Le abitudini alimentari che ognuna delle quattro spedizioni si lasciò dietro, furono il risultato della nostalgia (la Torta Gallese), del fallimento (la vivanda settimanale ne Le Chat Noir), dell’urgenza (il Revuelto Gramajo) e della volontà di protesta (le Brioche).
Ma ormai è passato tanto tempo e gli abitanti attuali di Buenos Aires non riconoscono più nei nomi di prodotti che così spesso consumano nelle loro colazioni, quell’inquietante richiamo: d’altra parte, raramente riflettiamo sul vincolo tra nome e forma, tra parola e cosa, e ancor meno pensiamo alla relazione tra l’origine politico-linguistica e le abitudini alimentari. Le parole tendono a ossidarsi nell’uso quotidiano e ciò che un tempo poteva costituire scandalo, oggi è pura consuetudine.
Da parte sua, l’anarchismo argentino è rimasto stretto nei limiti di una minima presenza politica e la sua udibilità è davvero scarsa. E, tuttavia, ogni volta che mangiamo una brioche, il suono di ciò che in altri tempi fu sedizioso sarcasmo popolare, riecheggia ancora tra i denti.

Christian Ferrer
(Traduzione dal castigliano di Susanna Fresko)

Note:
1. Laccio con palle di cuoio per atterrare il bestiame (NdT).
2. In realtà, esisteva già un sindacato dei tipografi a partire dal decennio attorno al 1870, sebbene fosse ordinato secondo modalità più classiche, alla maniera delle organizzazioni corporative che offrivano mutua assistenza e formazioni professionali.

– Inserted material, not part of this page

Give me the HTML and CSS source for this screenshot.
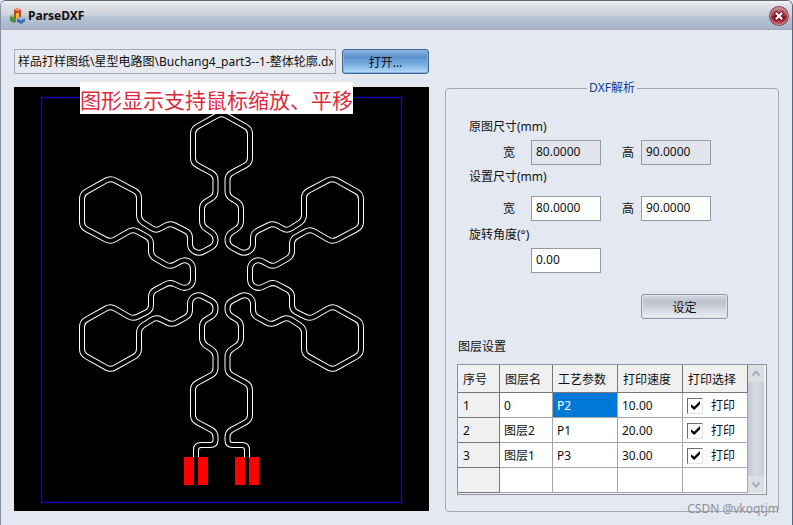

3. Il documento fu pubblicato come prologo al libro di Max Nettlau, Errico Malatesta. La vida de un anarquista, Buenos Aires, Ed. La Protesta, 1923.
4. Malatesta, Buenos Aires, 1954.
5. Pubblicato a Parigi nel 1863. Prima di morire, Orllie tornerà nuovamente a redigere un documento a favore del suo regno, Araucanie, pubblicato a Burdeos nel 1878.
6. El reino de Auracanía y Patagonia, EMECE Editores, colección “Buen Aire”, Buenos Aires, 1936. È davvero curioso che Braun Menéndez, membro di una delle tre famiglie più ricche della Patagonia, abbia raccontato la storia del re povero. Per quanto riguarda la pellicola, intitolata Il film del Re, essa esordi nel 1986 e fu diretta da Carlos Sorín, sulla base di una sceneggiatura da lui stesso scritta in collaborazione con Jorge Goldemberg.
7. La Patagonia rebelde. 4 volúmenes. Edición revisada y aumentada, Ed. Planeta, Buenos Aires, 1982-2000. L’edizione originale si intitolava Los vengadores de la Patagonia tragica, sempre in quattro volumi, i primi tre dei quali furono pubblicati dalla casa editrice Galerna, a Buenos Aires, tra il 1974 e il 1975, mentre il quarto, e ultimo, in Germania nel 1978, quando Bayer si trovava già in esilio. Da questo libro fu tratto nel 1974 un film, la cui visione, durante quegli anni, venne proibita: La Patagonia rebelde, diretta da Héctor Olivera, con sceneggiatura di Bayer e Olivera.
8. In un’intervista realizzata nell’effimera sezione “Patagonia” del quotidiano “Pagina/12”.
9. Il carcere rimase attivo sino alla fine degli anni ’50. L’anarchico più famoso lì confinato fu Simón Radowitzky, che aveva ucciso il Capo di Polizia Colonello Ramón Falcón e che si rese protagonista di due fughe fallite. Molti altri rimasero rinchiusi per anni in quel luogo. Tra questi, vi era anche un prigioniero impazzito, conosciuto come “Il Re delle Finanze”, che realizzava rocambolesche e immaginarie speculazioni finanziarie che gli rendevano direttamente in cella migliaia di dollari ogni giorno, per il divertimento dei turisti occasionali.
La storia della via crucis dell’anarchico Radowitzky fu narrata da Osvaldo Bayer nel suo libro Los anarquistas expropiadores, Ed. Galerna, Buenos Aires, 1975. La storia della pianificazione delle due fughe di Radowitzky, raccontata da Juan Arcàngel Roscigna, è stata invece recentemente rappresentata in un filmato, in Uruguay, raccolto in un documentario intitolato Acratas.
10. L’autore si riferisce al cognome dell’anarchico, “Monjes”, che, in castigliano, significa “monaco, frate” (NdT).
11. Si tratta di due piatti tradizionali della Patagonia, sebbene attualmente siano proibite sia la caccia al guanaco, camelide sudamericano, sia quella allo struzzo, con il petto del quale si prepara appunto la “picana”.